Wissenschaftlich betrachtet ist das Phänomen nachvollziehbar: Der Jahreswechsel wirkt wie ein offizieller Neustart – ein symbolischer Reset-Knopf. Laut Forschungen motiviert ein Neubeginn das Gehirn extra, weil wir uns sagen: „Das war das alte Jahr – jetzt beginnt etwas Neues.“ Und doch ist die Realität ernüchternd: Eine Studie mit Fitness App-Daten fand heraus, dass fast 80 % der Menschen ihre Neujahrsvorsätze – zumindest hinsichtlich der körperlichen Ertüchtigung – bereits bis Mitte Januar aufgeben. Und wahrscheinlich wird verhält es sich mit anderen Ideen ähnlich. Doch was zählt zu den häufigsten Vorsätzen? Gesundheit, Ernährung, Sparen, Beziehungen – laut Statistiken. Warum also der enorme Druck, gerade ab dem 1. Januar etwas zu ändern? Vielleicht, weil wir soziale Spiegel brauchen: Sobald der Kalender „1.“ zeigt, scheint die ganze Welt mitzuziehen – und wir wollen nicht als einzige sitzen bleiben.

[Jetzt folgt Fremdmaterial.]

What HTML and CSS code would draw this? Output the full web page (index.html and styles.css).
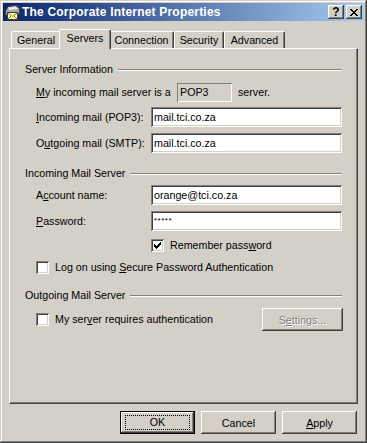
FILE: index.html
```html
<!DOCTYPE html>
<html lang="en">
<head>
    <meta charset="UTF-8">
    <title>The Corporate Internet Properties</title>
    <link rel="stylesheet" href="styles.css">
</head>
<body>
    <div class="window">
        <div class="titlebar">
            <svg class="app-icon" width="17" height="16" viewBox="0 0 17 16">
                <path d="M1.5 7.5 L4 2.5 L12 1.5 L15.5 4.5 L15.5 9.5 L12 11 L1.5 11 Z" fill="#a8a8a8" stroke="#404040" stroke-width="1"/>
                <path d="M4.5 3.5 L11.5 2.5 L14 5 L5 6 Z" fill="#e8e8e8"/>
                <rect x="3.5" y="8.5" width="10" height="7" fill="#ffff99" stroke="#404040"/>
                <path d="M4 9 L8.5 12.5 L13 9" fill="none" stroke="#808040"/>
                <path d="M4 15 L7 12 M13 15 L10 12" fill="none" stroke="#808040"/>
            </svg>
            <span class="title">The Corporate Internet Properties</span>
            <div class="caption-buttons">
                <div class="caption-btn help">?</div>
                <div class="caption-btn">
                    <svg width="8" height="7" viewBox="0 0 8 7">
                        <path d="M0 0h2v1h-2zM6 0h2v1h-2zM1 1h2v1h-2zM5 1h2v1h-2zM2 2h4v1h-4zM3 3h2v1h-2zM2 4h4v1h-4zM1 5h2v1h-2zM5 5h2v1h-2zM0 6h2v1h-2zM6 6h2v1h-2z" fill="#000"/>
                    </svg>
                </div>
            </div>
        </div>

        <div class="content">
            <div class="tabs">
                <div class="tab tab-general">General</div>
                <div class="tab tab-servers active">Servers</div>
                <div class="tab tab-connection">Connection</div>
                <div class="tab tab-security">Security</div>
                <div class="tab tab-advanced">Advanced</div>
            </div>

            <div class="panel">
                <div class="group-header">
                    <span>Server Information</span>
                    <div class="etched"></div>
                </div>

                <div class="field first">
                    <span class="label-wide"><u>M</u>y incoming mail server is a</span>
                    <div class="readonly">POP3</div>
                    <span class="after">server.</span>
                </div>
                <div class="field gap5">
                    <span class="label"><u>I</u>ncoming mail (POP3):</span>
                    <div class="edit">mail.tci.co.za</div>
                </div>
                <div class="field gap6">
                    <span class="label">O<u>u</u>tgoing mail (SMTP):</span>
                    <div class="edit">mail.tci.co.za</div>
                </div>

                <div class="group-header second">
                    <span>Incoming Mail Server</span>
                    <div class="etched"></div>
                </div>

                <div class="field gap5">
                    <span class="label">A<u>c</u>count name:</span>
                    <div class="edit">orange@tci.co.za</div>
                </div>
                <div class="field gap6">
                    <span class="label"><u>P</u>assword:</span>
                    <div class="edit password">*****</div>
                </div>

                <div class="check-row remember">
                    <div class="checkbox">
                        <svg width="7" height="7" viewBox="0 0 7 7">
                            <path d="M0 2h1v3h-1zM1 3h1v3h-1zM2 4h1v3h-1zM3 3h1v3h-1zM4 2h1v3h-1zM5 1h1v3h-1zM6 0h1v3h-1z" fill="#000"/>
                        </svg>
                    </div>
                    <span>Remember pass<u>w</u>ord</span>
                </div>
                <div class="check-row logon">
                    <div class="checkbox"></div>
                    <span>Log on using <u>S</u>ecure Password Authentication</span>
                </div>

                <div class="group-header third">
                    <span>Outgoing Mail Server</span>
                    <div class="etched"></div>
                </div>

                <div class="auth-row">
                    <div class="check-row">
                        <div class="checkbox"></div>
                        <span>My ser<u>v</u>er requires authentication</span>
                    </div>
                    <div class="button disabled">S<u>e</u>ttings...</div>
                </div>
            </div>

            <div class="buttons">
                <div class="button default"><span class="focus">OK</span></div>
                <div class="button">Cancel</div>
                <div class="button"><u>A</u>pply</div>
            </div>
        </div>
    </div>
</body>
</html>
```

FILE: styles.css
```css
body {
    margin: 0;
    font-family: "Liberation Sans", Arial, sans-serif;
    font-size: 10.7px;
    color: #000;
}
.window {
    width: 367px;
    height: 443px;
    box-sizing: border-box;
    padding: 3px;
    background-color: #d4d0c8;
    box-shadow: inset -1px -1px #404040, inset 1px 1px #d4d0c8,
                inset -2px -2px #808080, inset 2px 2px #ffffff;
    display: flex;
    flex-direction: column;
}
.titlebar {
    height: 18px;
    display: flex;
    align-items: center;
    padding-left: 1px;
    background: linear-gradient(to right, #0a246a, #a6caf0);
    color: #fff;
    font-weight: bold;
    font-size: 12px;
}
.app-icon {
    flex: none;
}
.title {
    margin-left: 1px;
    flex: 1;
    line-height: 14px;
    letter-spacing: 0.2px;
}
.caption-buttons {
    display: flex;
    gap: 2px;
    margin-right: 2px;
}
.caption-btn {
    width: 16px;
    height: 14px;
    box-sizing: border-box;
    background-color: #d4d0c8;
    box-shadow: inset -1px -1px #404040, inset 1px 1px #ffffff,
                inset -2px -2px #808080;
    display: flex;
    align-items: center;
    justify-content: center;
    color: #000;
}
.caption-btn.help {
    font-size: 12px;
    font-weight: bold;
    line-height: 14px;
}
.content {
    flex: 1;
    display: flex;
    flex-direction: column;
    padding: 8px 6px 0 6px;
}
.tabs {
    height: 19px;
    display: flex;
    align-items: flex-end;
    padding-left: 2px;
}
.tab {
    height: 17px;
    box-sizing: border-box;
    border-top: 1px solid #fff;
    border-left: 1px solid #fff;
    border-right: 1px solid #404040;
    border-radius: 2px 2px 0 0;
    box-shadow: inset -1px 0 #808080;
    text-align: center;
    line-height: 15px;
    padding-top: 1px;
}
.tab-general { width: 50px; }
.tab-servers { width: 52px; }
.tab-connection { width: 65px; }
.tab-security { width: 50px; }
.tab-advanced { width: 61px; }
.tab.active {
    height: 20px;
    margin: 0 -2px -1px -2px;
    position: relative;
    z-index: 1;
    background-color: #d4d0c8;
    line-height: 14px;
}
.panel {
    height: 356px;
    box-sizing: border-box;
    border: 1px solid;
    border-color: #fff #404040 #404040 #fff;
    box-shadow: inset -1px -1px #808080;
    padding: 14px 15px 0 15px;
}
.group-header {
    display: flex;
    align-items: center;
    line-height: 13px;
    height: 13px;
}
.group-header.second { margin-top: 14px; }
.group-header.third { margin-top: 15px; }
.etched {
    flex: 1;
    margin-left: 5px;
    border-top: 1px solid #808080;
    border-bottom: 1px solid #fff;
}
.field {
    display: flex;
    align-items: center;
    height: 20px;
    margin-left: 11px;
}
.field.first { margin-top: 6px; }
.field.gap5 { margin-top: 5px; }
.field.gap6 { margin-top: 6px; }
.label {
    width: 115px;
}
.label-wide {
    width: 141px;
}
.edit, .readonly {
    height: 20px;
    box-sizing: border-box;
    padding: 0 3px;
    line-height: 20px;
    box-shadow: inset 1px 1px #808080, inset -1px -1px #ffffff,
                inset 2px 2px #404040, inset -2px -2px #d4d0c8;
}
.edit {
    width: 191px;
    background-color: #fff;
}
.readonly {
    width: 55px;
    height: 19px;
    line-height: 19px;
    background-color: #d4d0c8;
    box-shadow: inset 1px 1px #808080, inset -1px -1px #ffffff;
}
.after {
    margin-left: 6px;
}
.password {
    font-size: 8px;
    letter-spacing: 0.5px;
}
.check-row {
    display: flex;
    align-items: center;
    gap: 6px;
    height: 13px;
    line-height: 13px;
}
.check-row.remember {
    margin: 8px 0 0 126px;
}
.check-row.logon {
    margin: 9px 0 0 11px;
}
.checkbox {
    width: 13px;
    height: 13px;
    box-sizing: border-box;
    background-color: #fff;
    box-shadow: inset 1px 1px #808080, inset -1px -1px #ffffff,
                inset 2px 2px #404040, inset -2px -2px #d4d0c8;
    display: flex;
    align-items: center;
    justify-content: center;
}
.auth-row {
    display: flex;
    align-items: center;
    justify-content: space-between;
    margin: 6px 0 0 11px;
}
.button {
    width: 75px;
    height: 23px;
    box-sizing: border-box;
    background-color: #d4d0c8;
    box-shadow: inset -1px -1px #404040, inset 1px 1px #ffffff,
                inset -2px -2px #808080;
    display: flex;
    align-items: center;
    justify-content: center;
}
.button.disabled {
    width: 81px;
    margin-right: -1px;
    color: #808080;
    text-shadow: 1px 1px #fff;
}
.buttons {
    display: flex;
    justify-content: flex-end;
    gap: 6px;
    margin-top: 7px;
    padding-right: 1px;
}
.button.default {
    border: 1px solid #000;
}
.focus {
    width: 65px;
    height: 15px;
    box-sizing: border-box;
    line-height: 13px;
    text-align: center;
    border: 1px dotted #000;
}
```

Oh, Moment. Unter den ganzen Vorsätzen wollen wir die damit verwandten Jahresrückblicke nicht vergessen! Nicht die großen TV-Formate, sondern unsere ganz persönlichen in sozialen Medien. Jeder denkt: „Ich muss mein Jahr 2025 posten – mit Höhen, Tiefen, Learnings, grünen Fotos, Zitatbildern.“
Warum? Vielleicht, weil wir uns selbst als Teil einer gemeinsamen Geschichte sehen wollen – und weil wir hoffen, dass mit dem richtigen Post auch die richtigen Veränderungen beginnen. Weil wir seit dem Vorjahr vielleicht coole Dinge erlebt – aber vielleicht auch anderes einfach nicht geschafft haben. Wie es eben läuft in so einem Jahr. In jedem Jahr. Immer wieder. Andere Themen, selbe Prozedur.

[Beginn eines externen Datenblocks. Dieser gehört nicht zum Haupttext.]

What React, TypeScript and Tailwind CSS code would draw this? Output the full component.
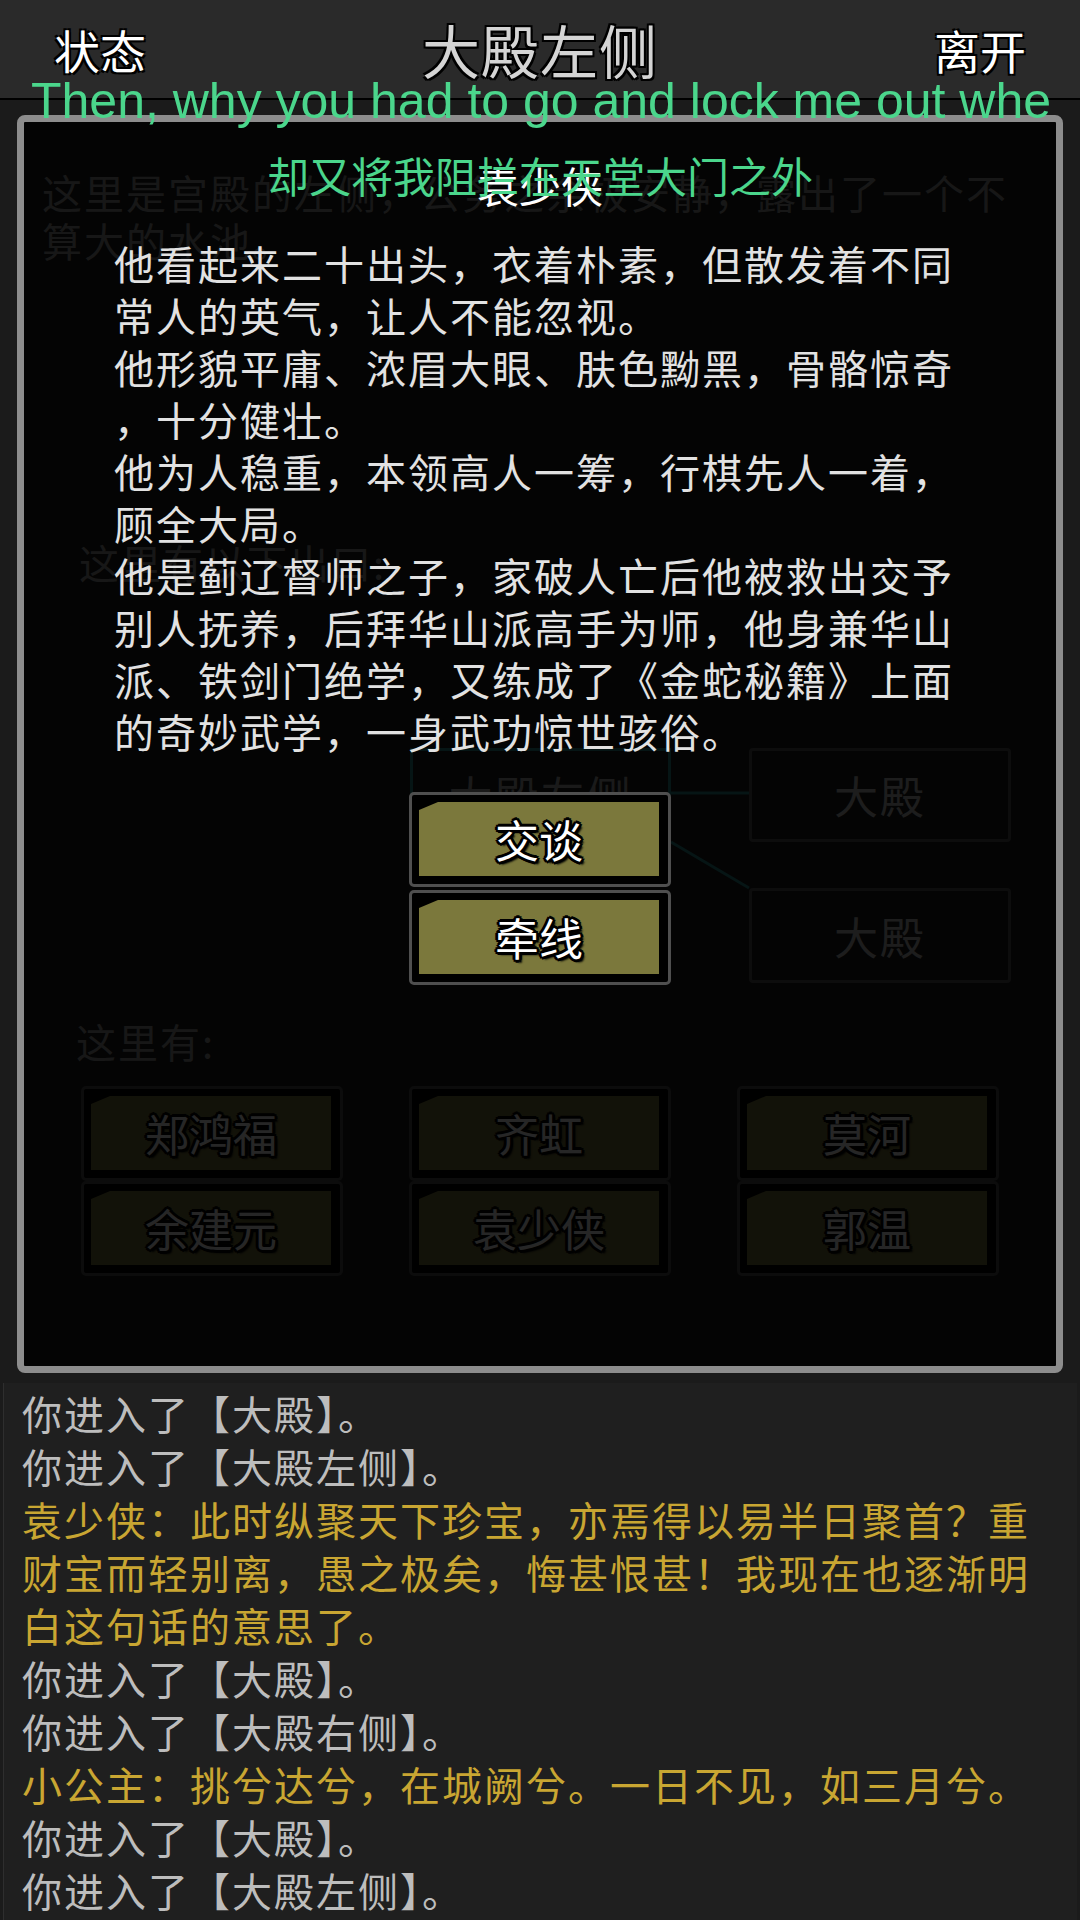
import React from 'react';

type LogLine = { text: string; say?: boolean };

const descLines = [
  '他看起来二十出头，衣着朴素，但散发着不同',
  '常人的英气，让人不能忽视。',
  '他形貌平庸、浓眉大眼、肤色黝黑，骨骼惊奇',
  '，十分健壮。',
  '他为人稳重，本领高人一筹，行棋先人一着，',
  '顾全大局。',
  '他是蓟辽督师之子，家破人亡后他被救出交予',
  '别人抚养，后拜华山派高手为师，他身兼华山',
  '派、铁剑门绝学，又练成了《金蛇秘籍》上面',
  '的奇妙武学，一身武功惊世骇俗。',
];

const logs: LogLine[] = [
  { text: '你进入了【大殿】。' },
  { text: '你进入了【大殿左侧】。' },
  { text: '袁少侠：此时纵聚天下珍宝，亦焉得以易半日聚首？重财宝而轻别离，愚之极矣，悔甚恨甚！我现在也逐渐明白这句话的意思了。', say: true },
  { text: '你进入了【大殿】。' },
  { text: '你进入了【大殿右侧】。' },
  { text: '小公主：挑兮达兮，在城阙兮。一日不见，如三月兮。', say: true },
  { text: '你进入了【大殿】。' },
  { text: '你进入了【大殿左侧】。' },
];

const npcs = ['郑鸿福', '齐虹', '莫河', '余建元', '袁少侠', '郭温'];

function FrameButton({ label }: { label: string }) {
  return (
    <div className="h-[95px] w-[262px] rounded-[5px] border-[3px] border-[#4f4f4f] bg-black pt-[7px] pl-[7px] pr-[9px] pb-[8px]">
      <div className="flex h-full items-center justify-center bg-[#7b783c] text-[44px] leading-none text-white [clip-path:polygon(0_8px,19px_0,100%_0,100%_100%,0_100%)] [text-shadow:-2px_-2px_0_#000,2px_-2px_0_#000,-2px_2px_0_#000,2px_2px_0_#000,0_-3px_0_#000,0_3px_0_#000,-3px_0_0_#000,3px_0_0_#000,3px_3px_2px_#000]">
        {label}
      </div>
    </div>
  );
}

export default function App() {
  return (
    <div className="relative h-[1920px] w-[1080px] overflow-hidden bg-[#1b1b1b] [font-family:'Noto_Sans_CJK_SC',sans-serif]">
      {/* Header */}
      <header className="flex h-[100px] items-center justify-between border-b-2 border-black bg-[#2a2a2a] px-[54px]">
        <span className="text-[46px] leading-none text-white [text-shadow:-2px_-2px_0_#000,2px_-2px_0_#000,-2px_2px_0_#000,2px_2px_0_#000]">
          状态
        </span>
        <span className="text-[58px] leading-none tracking-[1px] text-[#d4d4d4] [text-shadow:-2px_-2px_0_#000,2px_-2px_0_#000,-2px_2px_0_#000,2px_2px_0_#000,0_2px_0_#000,0_-2px_0_#000]">
          大殿左侧
        </span>
        <span className="text-[46px] leading-none text-white [text-shadow:-2px_-2px_0_#000,2px_-2px_0_#000,-2px_2px_0_#000,2px_2px_0_#000]">
          离开
        </span>
      </header>

      {/* Room */}
      <main className="flow-root h-[1283px] text-[40px] tracking-[2px]">
        <p className="mt-[68px] px-[42px] leading-[48px] text-[#9a9a9a]">
          这里是宫殿的左侧，公务之余极安静，露出了一个不算大的水池。
        </p>
        <p className="mt-[274px] pl-[79px] leading-[48px] text-[#9a9a9a]">这里有以下出口:</p>

        <div className="relative mt-[162px] h-[235px]">
          <svg className="absolute inset-0" width="1080" height="235">
            <line x1="671" y1="45" x2="749" y2="45" stroke="#2a8a8a" strokeWidth="3" />
            <line x1="671" y1="94" x2="749" y2="140" stroke="#2a8a8a" strokeWidth="3" />
          </svg>
          <div className="absolute left-[410px] top-0 flex h-[94px] w-[261px] items-center justify-center border-[3px] border-[#2a8a8a] text-[44px] text-[#b0b0b0]">
            大殿左侧
          </div>
          <div className="absolute left-[749px] top-0 flex h-[94px] w-[262px] items-center justify-center rounded-[4px] border-[3px] border-[#5a5a5a] text-[44px] text-[#c0c0c0]">
            大殿
          </div>
          <div className="absolute left-[749px] top-[140px] flex h-[95px] w-[262px] items-center justify-center rounded-[4px] border-[3px] border-[#5a5a5a] text-[44px] text-[#c0c0c0]">
            大殿
          </div>
        </div>

        <p className="mt-[34px] pl-[76px] leading-[48px] text-[#9a9a9a]">这里有:</p>
        <div className="ml-[81px] mt-[21px] grid w-[918px] grid-cols-3 gap-x-[66px] tracking-normal">
          {npcs.map((n) => (
            <FrameButton key={n} label={n} />
          ))}
        </div>
      </main>

      {/* Message log */}
      <section className="mx-[3px] h-[537px] border-l border-[#2e2e2e] bg-[#1f1f1f] px-[18px] pt-[4px]">
        <div className="w-[1012px] text-[40px] leading-[53px] tracking-[2px]">
          {logs.map((l, i) => (
            <p key={i} className={l.say ? 'text-[#c9a632]' : 'text-[#bdbdbd]'}>
              {l.text}
            </p>
          ))}
        </div>
      </section>

      {/* NPC dialog */}
      <div className="absolute left-[17px] top-[115px] flex h-[1258px] w-[1046px] flex-col items-center rounded-[8px] border-[7px] border-[#8d8d8d] bg-black/85 pt-[37px]">
        <h2 className="text-[42px] leading-[52px] text-white">袁少侠</h2>
        <div className="mt-[26px] w-full pl-[90px] text-[40px] leading-[52px] tracking-[2px] text-[#e2e2e2]">
          {descLines.map((l, i) => (
            <div key={i} className="whitespace-nowrap">
              {l}
            </div>
          ))}
        </div>
        <div className="mt-[35px] flex flex-col gap-[3px]">
          <FrameButton label="交谈" />
          <FrameButton label="牵线" />
        </div>
      </div>

      {/* Subtitles */}
      <div className="absolute left-[31px] top-[76px] whitespace-nowrap text-[50px] leading-[50px] text-[#4bd68c] [font-family:'Liberation_Sans',Arial,sans-serif]">
        Then, why you had to go and lock me out whe
      </div>
      <div className="absolute left-0 top-[154px] w-full text-center text-[42px] leading-[42px] text-[#4bd68c]">
        却又将我阻拦在天堂大门之外
      </div>
    </div>
  );
}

Zugegeben, ich kann da ja nur für mich sprechen, aber vielleiiiiicht geht es Ihnen ja auch ein klein wenig so – aber nach spätestens dem dritten Rückblick am 31.12., inklusive guter Vorsätze für den 1.1. selbstverständlich, bin ich eher genervt. Kaum ein Meme spricht mir derart aus dem Herzen, als das, auf dem Maggie Smith aka Prof. McGonagall „sagt“:
„My dear nobody cares about your Year in Facebook.“
Daher, sollte es Sie interessieren (falls nicht: einfach vorblättern, ich würde es verstehen), hier ganz exklusiv für Sie mein Jahresrückblick schon heute: Mein Jahr war exorbitant chaotisch – mein annus horribilis, wie die Lateiner sagen würden. Ich habe dieses Jahr gespürt, dass man mitunter Dinge erlebt, auf die man nicht vorbereitet ist – dass einen Entwicklungen überrollen können wie eine Dampfwalze. So stark, so rücksichtslos. Und wenn es einmal noch nicht reicht auch gerne mehrfach. Das schreibe ich jetzt nicht für eine Extraportion an Mitleid. Nein, das schreibe ich, um Ihnen zu sagen: Es ist einfach bullshit, bis Silvester zu warten. Man braucht gute Vorsätze dann, wenn man etwas ändern will. Nicht erst am 1.1. Wer eine Veränderung braucht, sollte handeln – in dem Moment, in dem er merkt: Das passt nicht mehr. Nicht erst dann, wenn der Kalender es vorgibt. Und in diesem Moment kann man auch seinen persönlichen Rückblick starten. Weil man sich ganz fest vornimmt: So eine beschissene Zeit kommt nie mehr. Ab jetzt!
Wenn Sie jetzt bei Ihrem Avocado-Toast (sorry, kleiner Kolumnen-Insider) sitzen und Ihnen ein leises „Ja, aber …“ über die Lippen huscht, weil Ihr Jahr großartig war, vom Glück geküsst und schönen Momenten geprägt – dann freue ich mich uneingeschränkt riesig (und NEIN! ausnahmsweise meine ich das nicht ironisch) mit Ihnen. Und zwar am liebsten nicht nur einmal am 31. Dezember, sondern für jeden Glücksmoment einzeln, dann wann er passiert. Denn glückliche Momente gibt es viel zu selten. Die sollten wir gemeinsam feiern.
Und wenn Sie Support bei einem Vorsatz brauchen: Melden Sie sich, egal zu welcher Jahreszeit.
Herzlichst,
Ihre Anna M. Dittus
(41, die nach diesem Jahr schon vor einiger Zeit neu gestartet ist, anstatt auf den Kalender zu warten.)